This article originally appeared on Pinstripe Alley. Read the original here:
The Yankees announced earlier this week that Andy Pettitte, Jorge Posada and Bernie Williams, three players who were key cogs to the Yankees dynasty in the late 1990s (and 2000) will all have their numbers retired in pre-game ceremonies this season. When I first heard this news, I was kind of taken aback by the fact that Bernie was included. Don’t get me wrong, I love Bernie. Always did. But does he really deserve to have his number retired?
For one thing, nobody really seems to group him in with the other key guys in that dynasty. All we ever hear about is the Core Four™ of Derek Jeter, Andy Pettitte, Mariano Rivera and Jorge Posada. For some reason, Bernie just isn’t included in that group. Is it because he didn’t come up in 1995 like the other four guys? Is it because he retired a couple of years before they started dropping like flies? Whatever it is, it’s kind of ridiculous, because Bernie deserves to be recognized for the incredible career he had in pinstripes, and not just because he can shred on guitar. Let’s take a retrospective look at the Bernie years.
The Yankees signed Bernie as an international free agent out of Puerto Rico on his 17th birthday in 1985, and sent him stateside to the Gulf Coast Yankees for the 1986 season. He climbed slowly up the prospects rankings, as well as through the minors, until he was finally called up on July 7, 1991 against the Orioles. He went 1-for-3 with two RBI in that game, and stuck around for the rest of the season. The Yankees already had a pretty OK center fielder in Roberto Kelly, but they shifted the veteran to left field and eventually traded him to the Reds for Paul O’Neill just before the 1993 season. Bernie took over the regular center field job in 1993, but wouldn’t truly break out until a couple of years later.
Williams had his first big year in 1995, when he hit .307/.392/.487 and began to harness his power a little more with 18 home runs. The next year, he began an era of true dominance. From 1996 to 2002, Bernie was one of the better hitters in team history. During that time, he slashed .323/.408/.538 averaging 25 homers (career high of 30 in 2000), 104 RBI (high of 115 in 1999), and a 144 OPS+. He also topped 100 runs scored in each of those years and won the batting title in 1998 (I was at the game in which he clinched that). Although modern defensive metrics aren’t as favorable to him, Bernie used using his long legs and athleticism to make numerous highlight-reel plays in center, and was rewarded for that with four straight Gold Gloves (1997-2000).
I think a lot of my doubts about Bernie have to do with whether or not he stacks up against the other Yankees greats that have their numbers retired in Monument Park. I never really think of Bernie as being up there with the Mickey Mantles and Joe DiMaggios of the world, but I am definitely reconsidering after taking a deeper look at his stats. Bernie’s .297 career average is 15th all-time for the team. He’s sixth all-time in runs scored with 1,366, third all-time in doubles with 449, seventh all-time in home runs with 287, seventh all-time in runs batted in with 1,257 and fifth all-time in hits with 2,336. Nobody can deny the legitimacy of those numbers. For him to be a top ten guy in so many categories for the greatest franchise in the history of the sport is pretty damn impressive.

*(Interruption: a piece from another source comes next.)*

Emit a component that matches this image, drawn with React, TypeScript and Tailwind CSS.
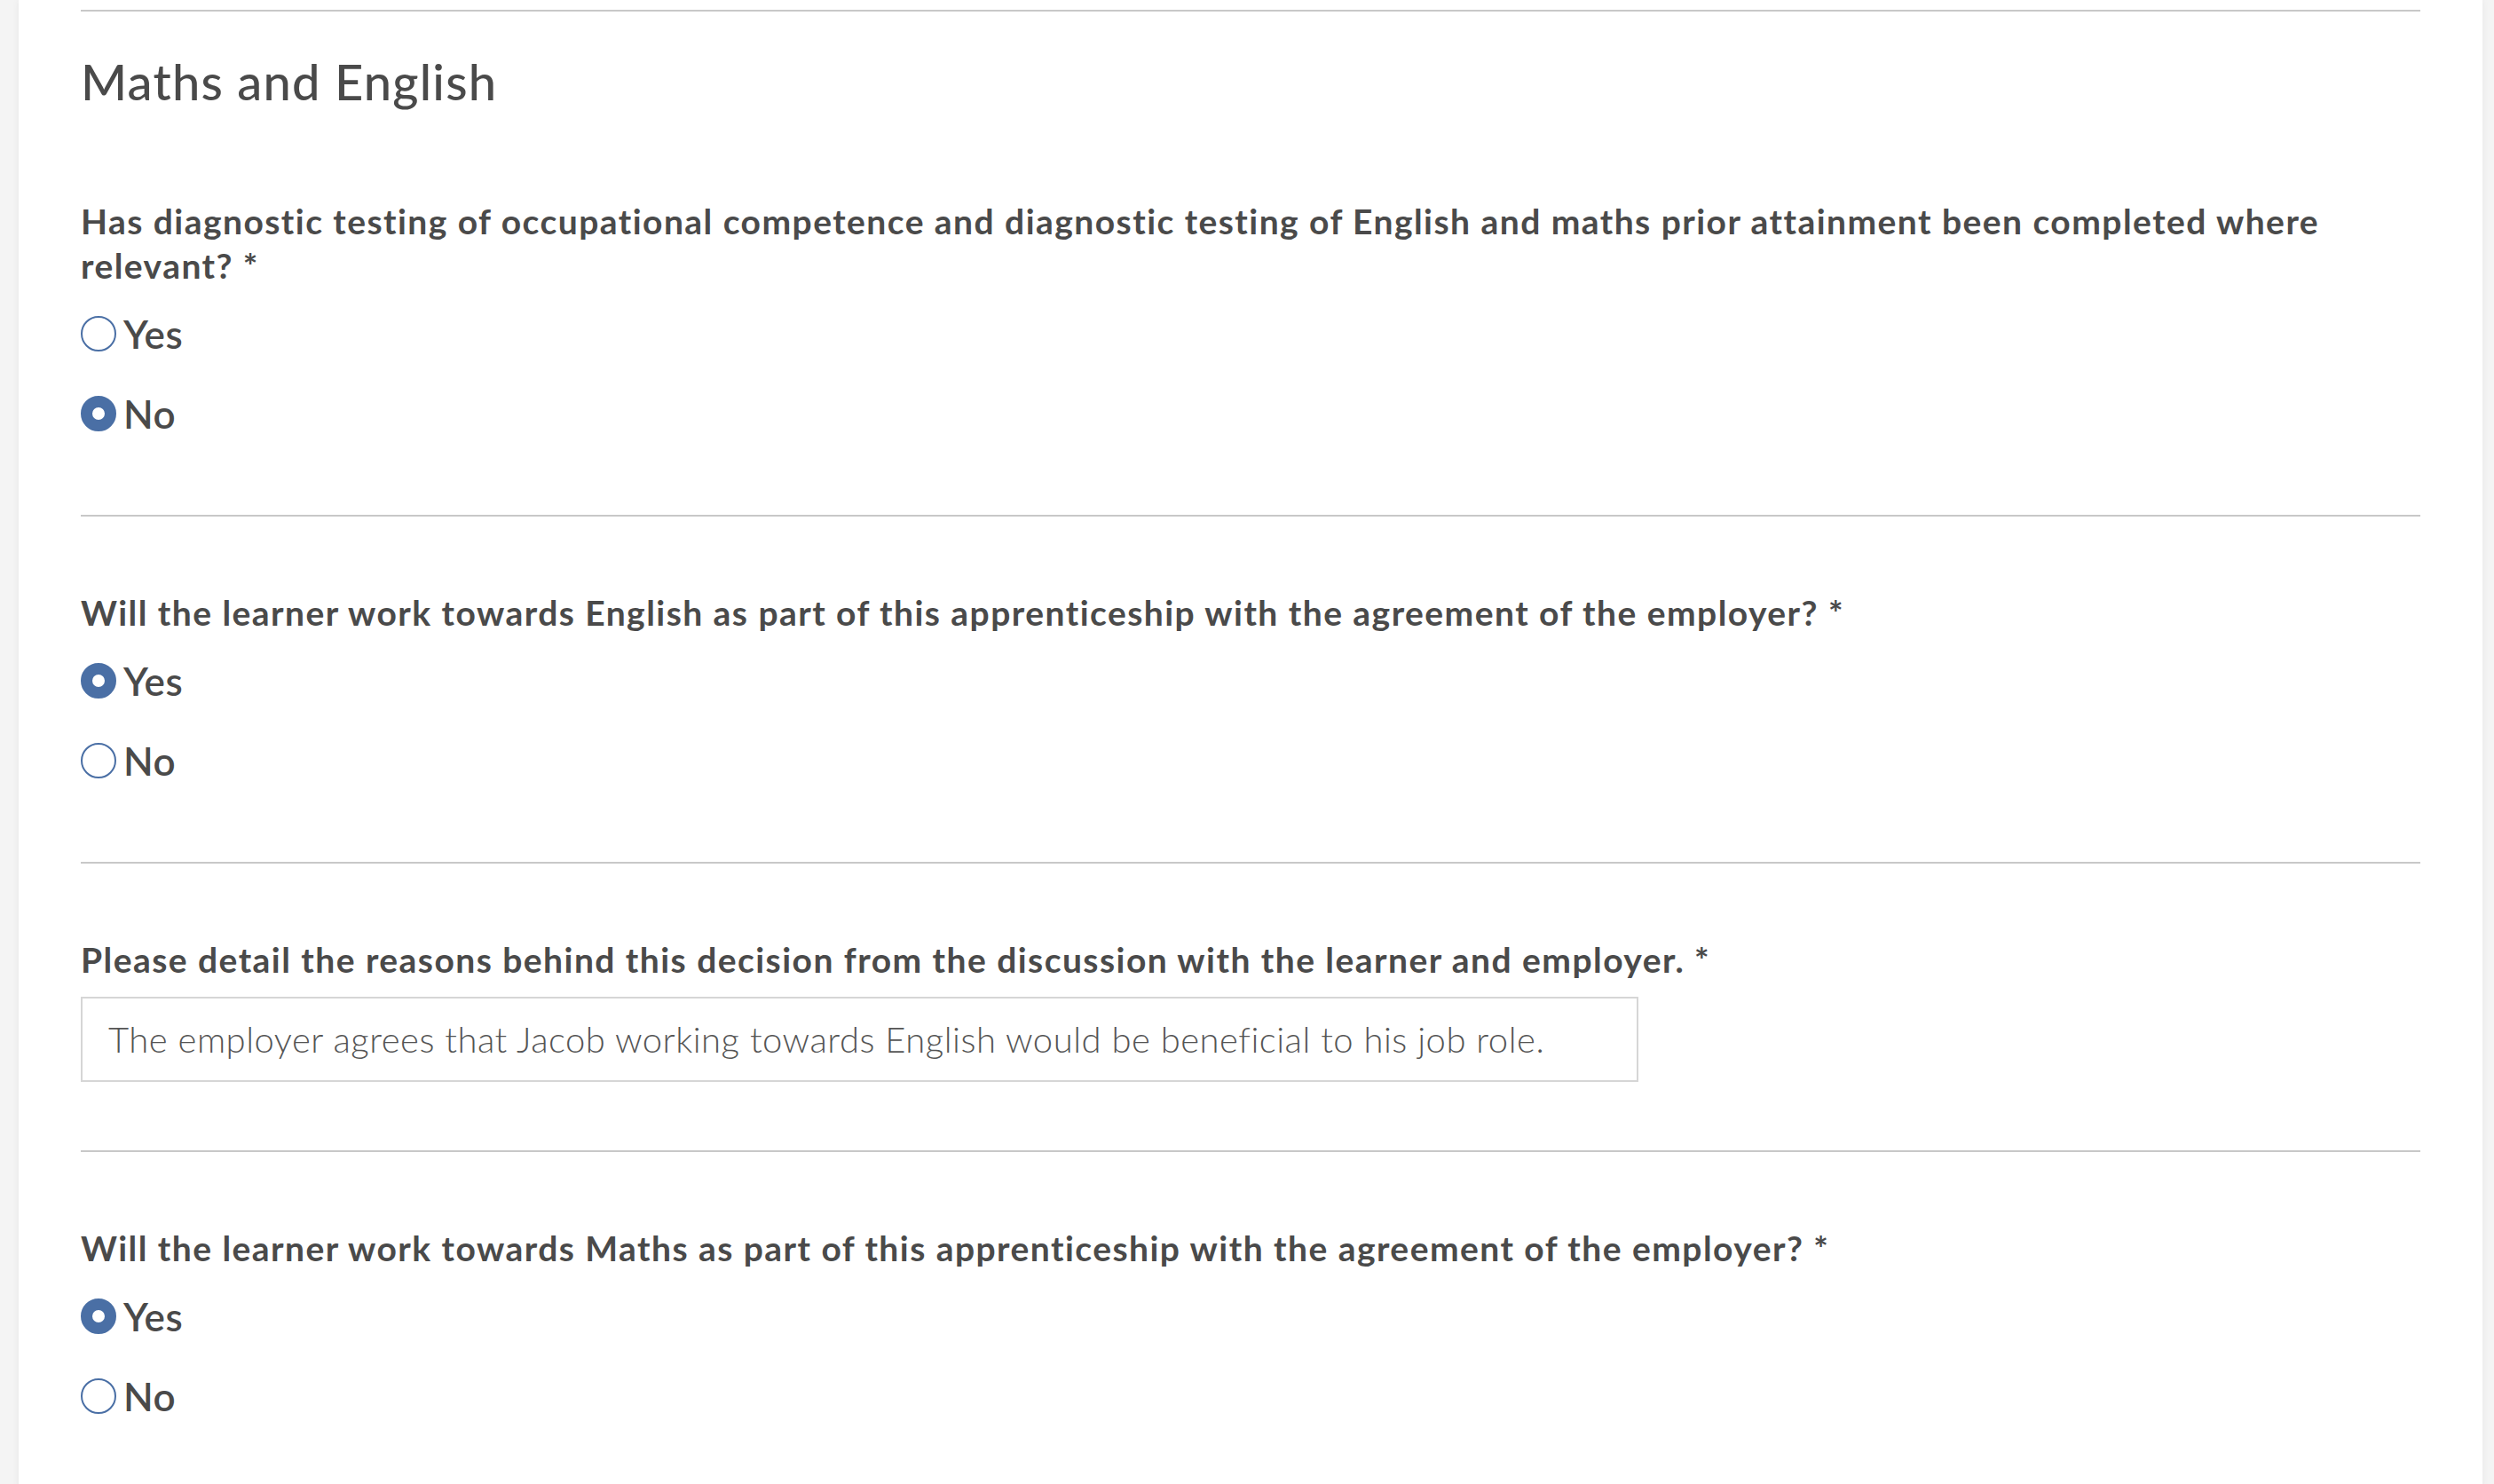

We haven’t even talked about his post-season numbers yet. Bernie is third all-time in post season games played with 121, which has helped him put up some pretty gaudy numbers. He’s second in runs scored with 83, second in hits with 128, second in total bases with 223, second in doubles with 29, second in home runs with 22 and first in runs batted in with 80. He’s basically behind only Jeter in all of these (except for homers, in which he trails Manny Ramirez‘s 29), which is pretty good company to be keeping. You can argue that he played in the post season every year, and so he had more chances to succeed, but you still have to hit the ball. Plenty of guys wilt in the playoffs, but not Bernie. He always rose to the occasion, including his walk-off winners in Game 1 of the 1996 ALCS against the Orioles (below), and Game 1 of the 1999 ALCS against the Red Sox. That’s why the Yankees won four World Series with him in center field.
Bernie’s career didn’t have the best ending, which I think has tarnished his legacy a bit. Like most other ballplayers, his skills declined as he aged, and he and the Yankees parted ways after the 2006 season. There was a bit of controversy because the Yankees didn’t want to guarantee him a roster spot for 2007, and Bernie simply walked away at the age of 37. He had a decent last season with the team, slashing .281/.332/.428 with 12 home runs, but it was clear that it was his time to go. I think he could have found some place else to play for a year or two, but I’m glad he didn’t. Number 51 belonged in pinstripes, and now it belongs only to Bernie. Congratulations, old friend.